GIVEN DATA

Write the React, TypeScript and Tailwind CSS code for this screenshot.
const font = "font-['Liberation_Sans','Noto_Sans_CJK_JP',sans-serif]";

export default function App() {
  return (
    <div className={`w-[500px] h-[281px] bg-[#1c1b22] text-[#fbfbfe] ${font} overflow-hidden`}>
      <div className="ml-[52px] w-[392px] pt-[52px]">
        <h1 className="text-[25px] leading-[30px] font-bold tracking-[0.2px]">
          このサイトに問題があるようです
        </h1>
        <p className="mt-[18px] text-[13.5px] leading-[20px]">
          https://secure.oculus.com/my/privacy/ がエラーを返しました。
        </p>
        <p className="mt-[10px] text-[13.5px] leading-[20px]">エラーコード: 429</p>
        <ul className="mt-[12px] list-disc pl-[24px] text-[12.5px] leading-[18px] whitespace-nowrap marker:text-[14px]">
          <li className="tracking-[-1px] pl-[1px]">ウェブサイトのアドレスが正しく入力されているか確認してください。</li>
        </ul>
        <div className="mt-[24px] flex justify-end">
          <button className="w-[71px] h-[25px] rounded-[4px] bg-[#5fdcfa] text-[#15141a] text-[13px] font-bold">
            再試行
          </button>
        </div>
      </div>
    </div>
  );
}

AIM
Print the material verbatim, all of it.

RESPONSE
Write the React, TypeScript and Tailwind CSS code for this screenshot.
const font = "font-['Liberation_Sans','Noto_Sans_CJK_JP',sans-serif]";

export default function App() {
  return (
    <div className={`w-[500px] h-[281px] bg-[#1c1b22] text-[#fbfbfe] ${font} overflow-hidden`}>
      <div className="ml-[52px] w-[392px] pt-[52px]">
        <h1 className="text-[25px] leading-[30px] font-bold tracking-[0.2px]">
          このサイトに問題があるようです
        </h1>
        <p className="mt-[18px] text-[13.5px] leading-[20px]">
          https://secure.oculus.com/my/privacy/ がエラーを返しました。
        </p>
        <p className="mt-[10px] text-[13.5px] leading-[20px]">エラーコード: 429</p>
        <ul className="mt-[12px] list-disc pl-[24px] text-[12.5px] leading-[18px] whitespace-nowrap marker:text-[14px]">
          <li className="tracking-[-1px] pl-[1px]">ウェブサイトのアドレスが正しく入力されているか確認してください。</li>
        </ul>
        <div className="mt-[24px] flex justify-end">
          <button className="w-[71px] h-[25px] rounded-[4px] bg-[#5fdcfa] text-[#15141a] text-[13px] font-bold">
            再試行
          </button>
        </div>
      </div>
    </div>
  );
}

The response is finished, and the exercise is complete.